--- Recorded information ---

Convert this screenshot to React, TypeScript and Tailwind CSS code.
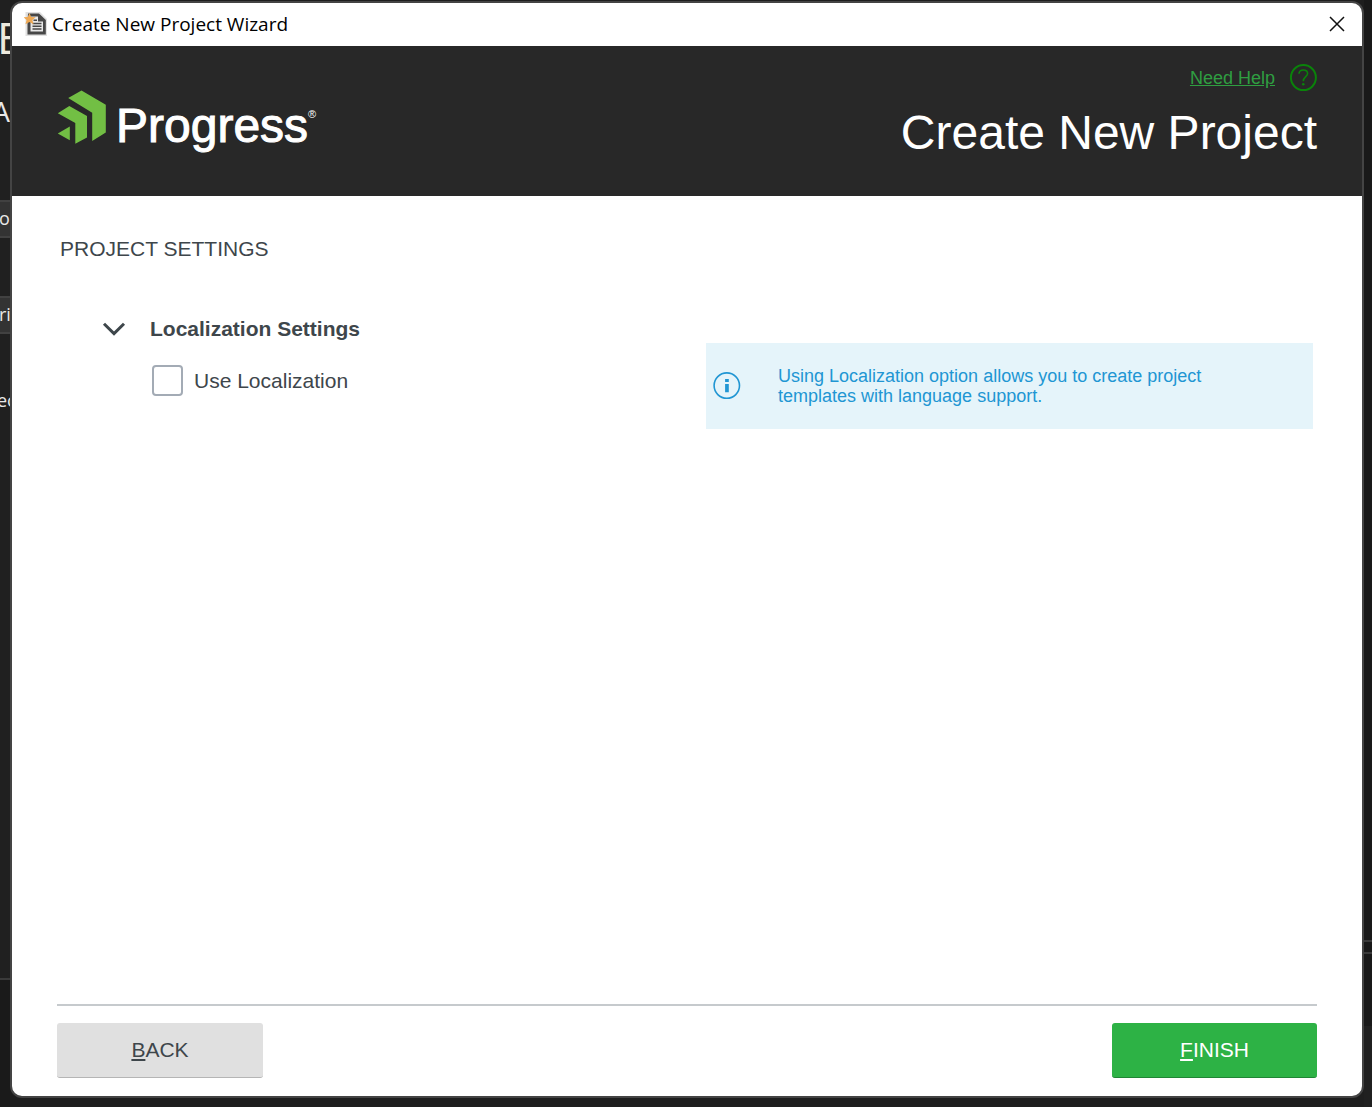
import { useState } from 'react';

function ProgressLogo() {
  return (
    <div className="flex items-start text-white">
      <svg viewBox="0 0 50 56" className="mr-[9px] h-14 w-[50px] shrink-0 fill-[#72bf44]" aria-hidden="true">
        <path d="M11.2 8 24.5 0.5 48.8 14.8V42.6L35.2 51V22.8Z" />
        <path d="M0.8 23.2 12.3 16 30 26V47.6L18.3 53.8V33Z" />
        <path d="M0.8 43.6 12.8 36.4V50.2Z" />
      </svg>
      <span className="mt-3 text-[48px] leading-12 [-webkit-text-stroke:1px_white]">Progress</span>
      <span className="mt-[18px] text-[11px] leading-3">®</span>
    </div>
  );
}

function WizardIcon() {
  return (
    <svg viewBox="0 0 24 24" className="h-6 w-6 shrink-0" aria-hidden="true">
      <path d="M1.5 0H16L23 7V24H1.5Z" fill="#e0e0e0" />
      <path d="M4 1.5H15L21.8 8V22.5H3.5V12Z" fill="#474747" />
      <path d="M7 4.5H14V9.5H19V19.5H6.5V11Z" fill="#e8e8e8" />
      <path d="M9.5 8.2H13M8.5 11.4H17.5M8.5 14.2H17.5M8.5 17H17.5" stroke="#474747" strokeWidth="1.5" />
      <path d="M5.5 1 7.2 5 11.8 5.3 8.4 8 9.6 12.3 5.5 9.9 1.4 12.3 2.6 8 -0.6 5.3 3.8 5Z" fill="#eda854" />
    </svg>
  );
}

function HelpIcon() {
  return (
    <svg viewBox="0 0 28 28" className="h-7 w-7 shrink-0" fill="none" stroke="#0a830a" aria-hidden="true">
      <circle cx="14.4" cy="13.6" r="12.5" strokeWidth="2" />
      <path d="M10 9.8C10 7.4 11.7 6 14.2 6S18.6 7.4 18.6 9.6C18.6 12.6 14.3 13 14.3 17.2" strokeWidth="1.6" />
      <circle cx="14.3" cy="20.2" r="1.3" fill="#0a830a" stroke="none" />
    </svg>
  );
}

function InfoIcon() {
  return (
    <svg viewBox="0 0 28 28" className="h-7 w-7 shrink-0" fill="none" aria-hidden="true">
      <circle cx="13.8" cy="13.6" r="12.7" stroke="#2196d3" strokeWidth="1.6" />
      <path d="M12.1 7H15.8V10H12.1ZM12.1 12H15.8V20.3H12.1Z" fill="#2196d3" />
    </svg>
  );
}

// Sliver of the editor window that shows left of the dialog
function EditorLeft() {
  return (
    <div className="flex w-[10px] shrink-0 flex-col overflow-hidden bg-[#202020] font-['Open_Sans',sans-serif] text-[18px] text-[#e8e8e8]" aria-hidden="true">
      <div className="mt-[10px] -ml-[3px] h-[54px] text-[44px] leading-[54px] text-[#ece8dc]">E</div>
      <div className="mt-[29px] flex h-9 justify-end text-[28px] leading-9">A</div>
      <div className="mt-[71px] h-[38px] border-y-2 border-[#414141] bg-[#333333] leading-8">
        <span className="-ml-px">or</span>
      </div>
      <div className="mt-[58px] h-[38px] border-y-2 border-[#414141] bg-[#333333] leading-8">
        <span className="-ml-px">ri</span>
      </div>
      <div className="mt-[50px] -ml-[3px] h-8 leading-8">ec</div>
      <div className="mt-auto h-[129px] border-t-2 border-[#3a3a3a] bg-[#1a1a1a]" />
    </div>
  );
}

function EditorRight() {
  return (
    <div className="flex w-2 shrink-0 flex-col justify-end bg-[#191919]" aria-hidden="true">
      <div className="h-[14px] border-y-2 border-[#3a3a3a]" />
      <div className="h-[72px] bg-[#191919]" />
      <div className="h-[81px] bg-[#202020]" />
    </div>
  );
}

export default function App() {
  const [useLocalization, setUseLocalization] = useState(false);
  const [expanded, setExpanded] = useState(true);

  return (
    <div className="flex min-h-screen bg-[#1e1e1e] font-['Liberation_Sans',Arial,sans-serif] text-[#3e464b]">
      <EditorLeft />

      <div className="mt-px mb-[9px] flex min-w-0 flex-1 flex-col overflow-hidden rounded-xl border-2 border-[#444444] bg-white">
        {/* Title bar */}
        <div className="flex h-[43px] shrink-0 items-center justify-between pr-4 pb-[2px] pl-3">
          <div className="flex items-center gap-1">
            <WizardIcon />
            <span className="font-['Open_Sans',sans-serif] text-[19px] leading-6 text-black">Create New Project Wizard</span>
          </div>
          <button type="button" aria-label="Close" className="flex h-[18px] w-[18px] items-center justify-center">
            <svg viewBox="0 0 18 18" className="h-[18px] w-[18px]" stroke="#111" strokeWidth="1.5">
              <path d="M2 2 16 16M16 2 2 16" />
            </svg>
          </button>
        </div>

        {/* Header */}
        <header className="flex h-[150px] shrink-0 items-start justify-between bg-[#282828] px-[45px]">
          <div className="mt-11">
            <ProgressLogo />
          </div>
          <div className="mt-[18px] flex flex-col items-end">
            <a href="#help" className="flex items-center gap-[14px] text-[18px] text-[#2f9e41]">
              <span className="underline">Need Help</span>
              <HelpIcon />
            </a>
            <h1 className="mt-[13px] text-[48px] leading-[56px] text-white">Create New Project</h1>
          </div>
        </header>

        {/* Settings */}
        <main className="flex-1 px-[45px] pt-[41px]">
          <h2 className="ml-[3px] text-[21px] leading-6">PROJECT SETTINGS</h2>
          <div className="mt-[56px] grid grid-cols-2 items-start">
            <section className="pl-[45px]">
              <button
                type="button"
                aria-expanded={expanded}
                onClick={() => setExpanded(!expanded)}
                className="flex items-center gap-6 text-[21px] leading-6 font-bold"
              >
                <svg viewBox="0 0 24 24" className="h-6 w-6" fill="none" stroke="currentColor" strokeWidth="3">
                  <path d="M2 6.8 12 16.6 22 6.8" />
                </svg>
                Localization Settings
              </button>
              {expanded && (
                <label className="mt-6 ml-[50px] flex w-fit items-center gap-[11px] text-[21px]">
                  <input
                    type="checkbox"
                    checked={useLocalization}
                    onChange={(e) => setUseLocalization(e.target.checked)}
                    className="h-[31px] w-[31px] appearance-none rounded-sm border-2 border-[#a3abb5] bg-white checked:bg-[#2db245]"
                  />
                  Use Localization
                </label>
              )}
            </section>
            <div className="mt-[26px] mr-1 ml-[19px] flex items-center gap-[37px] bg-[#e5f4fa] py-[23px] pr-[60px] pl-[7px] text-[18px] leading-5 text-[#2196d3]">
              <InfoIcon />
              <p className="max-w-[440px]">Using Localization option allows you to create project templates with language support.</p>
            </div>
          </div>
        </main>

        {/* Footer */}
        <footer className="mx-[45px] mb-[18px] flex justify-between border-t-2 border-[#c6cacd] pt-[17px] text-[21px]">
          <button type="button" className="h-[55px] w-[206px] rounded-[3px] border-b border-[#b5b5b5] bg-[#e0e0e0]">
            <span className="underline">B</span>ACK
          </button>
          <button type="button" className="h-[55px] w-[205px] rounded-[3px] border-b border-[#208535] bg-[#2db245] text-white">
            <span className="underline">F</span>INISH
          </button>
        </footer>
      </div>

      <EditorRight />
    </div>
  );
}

--- Written task ---
Extract the full listing above verbatim; pictures are to be left out of the copy.

--- The output ---
Convert this screenshot to React, TypeScript and Tailwind CSS code.
import { useState } from 'react';

function ProgressLogo() {
  return (
    <div className="flex items-start text-white">
      <svg viewBox="0 0 50 56" className="mr-[9px] h-14 w-[50px] shrink-0 fill-[#72bf44]" aria-hidden="true">
        <path d="M11.2 8 24.5 0.5 48.8 14.8V42.6L35.2 51V22.8Z" />
        <path d="M0.8 23.2 12.3 16 30 26V47.6L18.3 53.8V33Z" />
        <path d="M0.8 43.6 12.8 36.4V50.2Z" />
      </svg>
      <span className="mt-3 text-[48px] leading-12 [-webkit-text-stroke:1px_white]">Progress</span>
      <span className="mt-[18px] text-[11px] leading-3">®</span>
    </div>
  );
}

function WizardIcon() {
  return (
    <svg viewBox="0 0 24 24" className="h-6 w-6 shrink-0" aria-hidden="true">
      <path d="M1.5 0H16L23 7V24H1.5Z" fill="#e0e0e0" />
      <path d="M4 1.5H15L21.8 8V22.5H3.5V12Z" fill="#474747" />
      <path d="M7 4.5H14V9.5H19V19.5H6.5V11Z" fill="#e8e8e8" />
      <path d="M9.5 8.2H13M8.5 11.4H17.5M8.5 14.2H17.5M8.5 17H17.5" stroke="#474747" strokeWidth="1.5" />
      <path d="M5.5 1 7.2 5 11.8 5.3 8.4 8 9.6 12.3 5.5 9.9 1.4 12.3 2.6 8 -0.6 5.3 3.8 5Z" fill="#eda854" />
    </svg>
  );
}

function HelpIcon() {
  return (
    <svg viewBox="0 0 28 28" className="h-7 w-7 shrink-0" fill="none" stroke="#0a830a" aria-hidden="true">
      <circle cx="14.4" cy="13.6" r="12.5" strokeWidth="2" />
      <path d="M10 9.8C10 7.4 11.7 6 14.2 6S18.6 7.4 18.6 9.6C18.6 12.6 14.3 13 14.3 17.2" strokeWidth="1.6" />
      <circle cx="14.3" cy="20.2" r="1.3" fill="#0a830a" stroke="none" />
    </svg>
  );
}

function InfoIcon() {
  return (
    <svg viewBox="0 0 28 28" className="h-7 w-7 shrink-0" fill="none" aria-hidden="true">
      <circle cx="13.8" cy="13.6" r="12.7" stroke="#2196d3" strokeWidth="1.6" />
      <path d="M12.1 7H15.8V10H12.1ZM12.1 12H15.8V20.3H12.1Z" fill="#2196d3" />
    </svg>
  );
}

// Sliver of the editor window that shows left of the dialog
function EditorLeft() {
  return (
    <div className="flex w-[10px] shrink-0 flex-col overflow-hidden bg-[#202020] font-['Open_Sans',sans-serif] text-[18px] text-[#e8e8e8]" aria-hidden="true">
      <div className="mt-[10px] -ml-[3px] h-[54px] text-[44px] leading-[54px] text-[#ece8dc]">E</div>
      <div className="mt-[29px] flex h-9 justify-end text-[28px] leading-9">A</div>
      <div className="mt-[71px] h-[38px] border-y-2 border-[#414141] bg-[#333333] leading-8">
        <span className="-ml-px">or</span>
      </div>
      <div className="mt-[58px] h-[38px] border-y-2 border-[#414141] bg-[#333333] leading-8">
        <span className="-ml-px">ri</span>
      </div>
      <div className="mt-[50px] -ml-[3px] h-8 leading-8">ec</div>
      <div className="mt-auto h-[129px] border-t-2 border-[#3a3a3a] bg-[#1a1a1a]" />
    </div>
  );
}

function EditorRight() {
  return (
    <div className="flex w-2 shrink-0 flex-col justify-end bg-[#191919]" aria-hidden="true">
      <div className="h-[14px] border-y-2 border-[#3a3a3a]" />
      <div className="h-[72px] bg-[#191919]" />
      <div className="h-[81px] bg-[#202020]" />
    </div>
  );
}

export default function App() {
  const [useLocalization, setUseLocalization] = useState(false);
  const [expanded, setExpanded] = useState(true);

  return (
    <div className="flex min-h-screen bg-[#1e1e1e] font-['Liberation_Sans',Arial,sans-serif] text-[#3e464b]">
      <EditorLeft />

      <div className="mt-px mb-[9px] flex min-w-0 flex-1 flex-col overflow-hidden rounded-xl border-2 border-[#444444] bg-white">
        {/* Title bar */}
        <div className="flex h-[43px] shrink-0 items-center justify-between pr-4 pb-[2px] pl-3">
          <div className="flex items-center gap-1">
            <WizardIcon />
            <span className="font-['Open_Sans',sans-serif] text-[19px] leading-6 text-black">Create New Project Wizard</span>
          </div>
          <button type="button" aria-label="Close" className="flex h-[18px] w-[18px] items-center justify-center">
            <svg viewBox="0 0 18 18" className="h-[18px] w-[18px]" stroke="#111" strokeWidth="1.5">
              <path d="M2 2 16 16M16 2 2 16" />
            </svg>
          </button>
        </div>

        {/* Header */}
        <header className="flex h-[150px] shrink-0 items-start justify-between bg-[#282828] px-[45px]">
          <div className="mt-11">
            <ProgressLogo />
          </div>
          <div className="mt-[18px] flex flex-col items-end">
            <a href="#help" className="flex items-center gap-[14px] text-[18px] text-[#2f9e41]">
              <span className="underline">Need Help</span>
              <HelpIcon />
            </a>
            <h1 className="mt-[13px] text-[48px] leading-[56px] text-white">Create New Project</h1>
          </div>
        </header>

        {/* Settings */}
        <main className="flex-1 px-[45px] pt-[41px]">
          <h2 className="ml-[3px] text-[21px] leading-6">PROJECT SETTINGS</h2>
          <div className="mt-[56px] grid grid-cols-2 items-start">
            <section className="pl-[45px]">
              <button
                type="button"
                aria-expanded={expanded}
                onClick={() => setExpanded(!expanded)}
                className="flex items-center gap-6 text-[21px] leading-6 font-bold"
              >
                <svg viewBox="0 0 24 24" className="h-6 w-6" fill="none" stroke="currentColor" strokeWidth="3">
                  <path d="M2 6.8 12 16.6 22 6.8" />
                </svg>
                Localization Settings
              </button>
              {expanded && (
                <label className="mt-6 ml-[50px] flex w-fit items-center gap-[11px] text-[21px]">
                  <input
                    type="checkbox"
                    checked={useLocalization}
                    onChange={(e) => setUseLocalization(e.target.checked)}
                    className="h-[31px] w-[31px] appearance-none rounded-sm border-2 border-[#a3abb5] bg-white checked:bg-[#2db245]"
                  />
                  Use Localization
                </label>
              )}
            </section>
            <div className="mt-[26px] mr-1 ml-[19px] flex items-center gap-[37px] bg-[#e5f4fa] py-[23px] pr-[60px] pl-[7px] text-[18px] leading-5 text-[#2196d3]">
              <InfoIcon />
              <p className="max-w-[440px]">Using Localization option allows you to create project templates with language support.</p>
            </div>
          </div>
        </main>

        {/* Footer */}
        <footer className="mx-[45px] mb-[18px] flex justify-between border-t-2 border-[#c6cacd] pt-[17px] text-[21px]">
          <button type="button" className="h-[55px] w-[206px] rounded-[3px] border-b border-[#b5b5b5] bg-[#e0e0e0]">
            <span className="underline">B</span>ACK
          </button>
          <button type="button" className="h-[55px] w-[205px] rounded-[3px] border-b border-[#208535] bg-[#2db245] text-white">
            <span className="underline">F</span>INISH
          </button>
        </footer>
      </div>

      <EditorRight />
    </div>
  );
}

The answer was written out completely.